I was born in North Carolina, and most of my family still live there. Both brothers, my dad, and almost all of my mother’s remaining sisters and brothers and their families. Except for four years of my childhood spent in California, I was raised in the Foothills. To the extent I realized I was different, I knew I wasn’t welcome.
My understanding of my homo nature started when I was very young. I remember exchanging valentines in second grade and being particularly happy about one I got from a particular boy, and I was aware enough to be ashamed of it but to also hope that he felt the same way. Sex wasn’t involved; this is probably part of the reason that many gay people find the term “homoSEXual” to be uncomfortable. The stress is in the wrong place.
Anyway, I grew up confused, but I fortunately fell in with a wonderful group of friends in high school, some of whom realized about me what I didn’t know. They variously helped and hindered me in my self-discovery, but all in all, their forcing me to confront the possibilities allowed me to come out at age 20. I do think I could never have come out to myself while actually IN North Carolina, at my undergrad school of N.C. State in Raleigh–I was in France at the time. I had always taken the state motto “To be rather than to seem” very seriously; I was, in effect, a North Carolina patriot. But to find I had been “seeming” for so long, and that I would need to continue to do so because of North Carolina’s occasionally enforced laws against unnatural acts, struck hard at the core of me.

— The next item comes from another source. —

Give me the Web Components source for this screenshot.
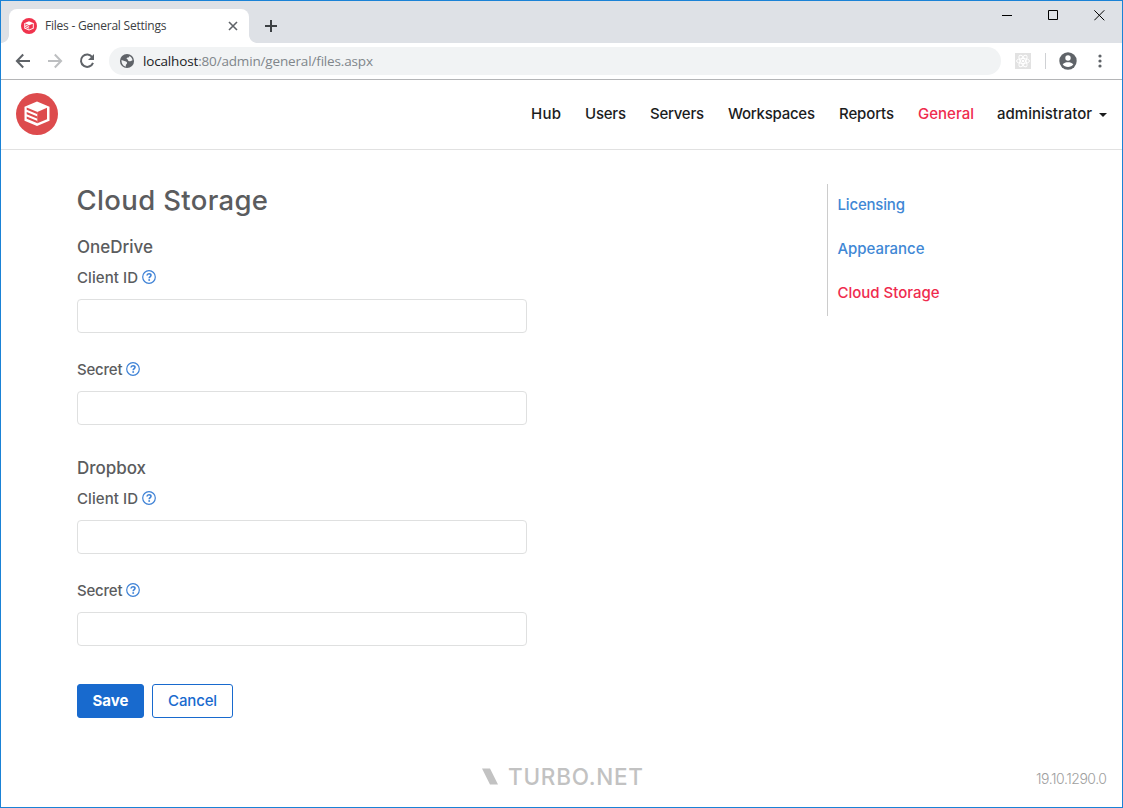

I had a rough time adjusting, but also great old friends, and some great new ones: You get bonus friends when you come out as gay. I hadn’t known that! I had a wonderful first boyfriend. I had wild times, and a couple of really insane relationships. I even had a straight boyfriend (his word) for a while; he ended up coming out years later, but I was just too skinny for him. But he ended up coming out somewhere other than North Carolina. After I graduated, I moved away, too. The first boyfriend had moved away before me (though he was kind enough a couple years later to introduce me to Jason).
The vote in N.C. yesterday falls in line with the state motto. No longer content to seem vaguely unwelcoming, menacing, a majority of North Carolinians decided to make it clear. The last Southern state to put it in their Constitution, that which defines it, North Carolina now is officially anti-gay.
Bravo.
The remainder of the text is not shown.